We're still in the process of getting the 10gigE switches and cables all in place for the final production setup. If you're curious, it's 4 10gigE cards per server, bonded to a single IP to a 10gigE switch into the ZFSSA heads. This 10gigE network is dedicated exclusively to ZFSSA traffic.

So, in the end, if you're on (a recent version of) of OEL/UEK, you should have nothing to worry about. But if you're on RHEL and planning to use Direct NFS, you're going to want to use 10gigE and NOT Infiniband.

Update - 6 Mar 2014

Some of have asked, and I want to re-iterate: Oracle have claimed that the OFA module was entirely re-written, and their fix is specific to OEL and is not covered by GPL or any similar license. We were told that they have no plans to share their code with RHEL. Also there is no MOS bug number for the OFA issue, it was apparently re-written from scratch with no bug to track the issue. If this all sounds rather dubious to you, join the club. But it's what our account manager told us at the end of last year.

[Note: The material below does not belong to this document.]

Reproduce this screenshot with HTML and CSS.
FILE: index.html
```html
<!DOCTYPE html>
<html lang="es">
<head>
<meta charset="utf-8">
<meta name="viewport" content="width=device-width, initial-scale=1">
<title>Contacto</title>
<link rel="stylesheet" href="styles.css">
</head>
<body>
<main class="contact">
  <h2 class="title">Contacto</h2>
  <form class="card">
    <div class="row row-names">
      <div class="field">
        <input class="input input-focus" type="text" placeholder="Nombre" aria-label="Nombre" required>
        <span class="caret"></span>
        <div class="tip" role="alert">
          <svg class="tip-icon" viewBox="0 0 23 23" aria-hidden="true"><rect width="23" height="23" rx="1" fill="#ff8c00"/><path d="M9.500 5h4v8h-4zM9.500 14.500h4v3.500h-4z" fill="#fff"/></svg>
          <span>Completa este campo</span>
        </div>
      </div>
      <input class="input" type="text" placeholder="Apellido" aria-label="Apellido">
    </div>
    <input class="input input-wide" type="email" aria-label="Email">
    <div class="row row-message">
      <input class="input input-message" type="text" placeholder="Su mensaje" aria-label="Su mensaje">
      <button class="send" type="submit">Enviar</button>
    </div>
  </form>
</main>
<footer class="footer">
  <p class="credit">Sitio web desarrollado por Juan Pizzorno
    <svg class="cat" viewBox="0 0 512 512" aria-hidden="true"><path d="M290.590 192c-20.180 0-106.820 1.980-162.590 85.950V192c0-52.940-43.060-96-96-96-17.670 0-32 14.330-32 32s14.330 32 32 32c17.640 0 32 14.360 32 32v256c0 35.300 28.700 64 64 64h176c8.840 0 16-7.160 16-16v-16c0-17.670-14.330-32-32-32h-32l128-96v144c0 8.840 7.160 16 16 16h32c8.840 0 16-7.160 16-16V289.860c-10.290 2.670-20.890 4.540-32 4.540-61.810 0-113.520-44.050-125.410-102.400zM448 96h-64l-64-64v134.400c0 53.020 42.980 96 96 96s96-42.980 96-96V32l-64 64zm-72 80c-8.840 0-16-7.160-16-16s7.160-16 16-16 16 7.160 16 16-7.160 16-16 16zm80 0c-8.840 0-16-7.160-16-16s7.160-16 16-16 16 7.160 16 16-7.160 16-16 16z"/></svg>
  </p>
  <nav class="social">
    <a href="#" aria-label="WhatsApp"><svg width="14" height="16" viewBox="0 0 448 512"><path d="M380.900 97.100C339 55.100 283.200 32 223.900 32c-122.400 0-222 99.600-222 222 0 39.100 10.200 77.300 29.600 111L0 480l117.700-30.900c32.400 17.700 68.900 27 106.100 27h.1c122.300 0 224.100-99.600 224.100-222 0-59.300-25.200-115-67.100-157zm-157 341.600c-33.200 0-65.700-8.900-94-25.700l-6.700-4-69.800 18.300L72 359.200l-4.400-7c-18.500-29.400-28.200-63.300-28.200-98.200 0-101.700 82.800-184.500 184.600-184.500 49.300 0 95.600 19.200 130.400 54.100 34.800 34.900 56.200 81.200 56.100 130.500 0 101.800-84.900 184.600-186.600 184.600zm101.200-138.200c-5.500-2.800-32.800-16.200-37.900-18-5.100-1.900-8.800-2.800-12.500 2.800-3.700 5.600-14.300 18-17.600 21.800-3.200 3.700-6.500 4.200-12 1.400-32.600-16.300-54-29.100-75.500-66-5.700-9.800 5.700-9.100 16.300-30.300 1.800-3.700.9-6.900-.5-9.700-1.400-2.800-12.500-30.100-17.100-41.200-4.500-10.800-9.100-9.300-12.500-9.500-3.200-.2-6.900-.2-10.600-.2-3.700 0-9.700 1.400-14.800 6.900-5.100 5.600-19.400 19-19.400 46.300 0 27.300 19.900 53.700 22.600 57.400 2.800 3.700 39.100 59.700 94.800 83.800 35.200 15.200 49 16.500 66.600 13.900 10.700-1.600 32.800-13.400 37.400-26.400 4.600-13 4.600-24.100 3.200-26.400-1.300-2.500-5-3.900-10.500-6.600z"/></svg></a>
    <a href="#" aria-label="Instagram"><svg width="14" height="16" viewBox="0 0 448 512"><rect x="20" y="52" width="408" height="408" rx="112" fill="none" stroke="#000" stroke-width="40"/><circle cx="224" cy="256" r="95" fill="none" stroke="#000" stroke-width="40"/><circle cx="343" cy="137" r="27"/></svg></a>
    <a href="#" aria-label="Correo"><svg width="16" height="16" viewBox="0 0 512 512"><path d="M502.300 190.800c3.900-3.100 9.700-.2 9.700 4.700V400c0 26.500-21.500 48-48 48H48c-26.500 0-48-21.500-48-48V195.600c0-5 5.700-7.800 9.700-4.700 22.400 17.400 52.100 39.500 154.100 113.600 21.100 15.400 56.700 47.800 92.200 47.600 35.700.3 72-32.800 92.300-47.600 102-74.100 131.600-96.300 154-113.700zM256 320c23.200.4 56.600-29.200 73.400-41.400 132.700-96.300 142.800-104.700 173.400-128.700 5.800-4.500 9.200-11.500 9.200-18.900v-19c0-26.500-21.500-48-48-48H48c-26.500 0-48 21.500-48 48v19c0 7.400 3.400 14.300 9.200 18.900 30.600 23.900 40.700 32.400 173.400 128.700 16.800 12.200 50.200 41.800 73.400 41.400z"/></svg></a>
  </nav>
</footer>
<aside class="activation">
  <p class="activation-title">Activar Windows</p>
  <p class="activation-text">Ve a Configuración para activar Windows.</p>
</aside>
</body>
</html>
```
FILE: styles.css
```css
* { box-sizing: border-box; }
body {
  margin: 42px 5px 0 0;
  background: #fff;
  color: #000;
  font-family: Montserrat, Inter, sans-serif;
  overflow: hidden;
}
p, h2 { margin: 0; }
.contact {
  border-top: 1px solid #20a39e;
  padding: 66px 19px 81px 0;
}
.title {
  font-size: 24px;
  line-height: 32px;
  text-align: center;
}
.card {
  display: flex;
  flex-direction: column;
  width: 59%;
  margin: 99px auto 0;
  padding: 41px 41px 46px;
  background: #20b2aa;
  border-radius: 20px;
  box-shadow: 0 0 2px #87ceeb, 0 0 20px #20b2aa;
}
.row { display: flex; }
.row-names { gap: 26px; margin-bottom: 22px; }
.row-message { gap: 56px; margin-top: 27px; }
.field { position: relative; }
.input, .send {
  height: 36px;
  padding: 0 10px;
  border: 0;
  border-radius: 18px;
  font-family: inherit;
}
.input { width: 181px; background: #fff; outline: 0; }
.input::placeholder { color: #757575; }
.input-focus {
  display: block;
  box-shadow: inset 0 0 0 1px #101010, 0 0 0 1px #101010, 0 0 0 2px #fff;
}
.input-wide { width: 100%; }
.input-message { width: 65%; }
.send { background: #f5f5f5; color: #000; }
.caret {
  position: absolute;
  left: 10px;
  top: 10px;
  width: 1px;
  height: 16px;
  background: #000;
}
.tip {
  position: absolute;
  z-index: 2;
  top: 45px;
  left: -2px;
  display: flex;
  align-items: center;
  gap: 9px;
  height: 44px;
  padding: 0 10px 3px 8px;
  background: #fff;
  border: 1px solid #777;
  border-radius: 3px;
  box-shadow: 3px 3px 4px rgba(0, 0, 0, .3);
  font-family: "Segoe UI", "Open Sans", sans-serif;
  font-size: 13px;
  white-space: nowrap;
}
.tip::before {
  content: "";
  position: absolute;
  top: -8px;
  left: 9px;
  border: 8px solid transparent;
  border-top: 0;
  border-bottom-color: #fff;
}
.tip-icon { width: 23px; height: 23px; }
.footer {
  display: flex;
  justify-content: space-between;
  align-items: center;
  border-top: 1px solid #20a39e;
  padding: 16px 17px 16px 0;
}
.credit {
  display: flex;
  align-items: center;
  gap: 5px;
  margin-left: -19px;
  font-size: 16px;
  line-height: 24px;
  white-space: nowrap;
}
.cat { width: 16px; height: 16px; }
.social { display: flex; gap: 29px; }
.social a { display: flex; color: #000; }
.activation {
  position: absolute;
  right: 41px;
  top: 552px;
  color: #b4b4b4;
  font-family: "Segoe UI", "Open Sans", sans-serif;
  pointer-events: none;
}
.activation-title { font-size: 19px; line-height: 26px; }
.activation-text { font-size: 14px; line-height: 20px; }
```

Another Update - 6 Mar 2014

Bjoern Rost and I discussed this privately and after quite a bit of research and analysis he shared this conclusion:

Oracle Support suggested that this issue would not occur with the OFA module used in Oracle Linux with the UEK kernel. RedHat changed their support in RHEL6 from shipping the whole openfabrics stack to just including the drivers that were also present in the upstream mainline kernel. This is RedHat’s policy to ensure stability in the version of the kernel they ship. Oracle offers an OFA package with some additional patches (all GPL/BSD license) for the UEKr1 and UEKr2 kernels. Unfortunately, these two different approaches make it very hard to pinpoint specific patches or create backports for the RedHat kernel version.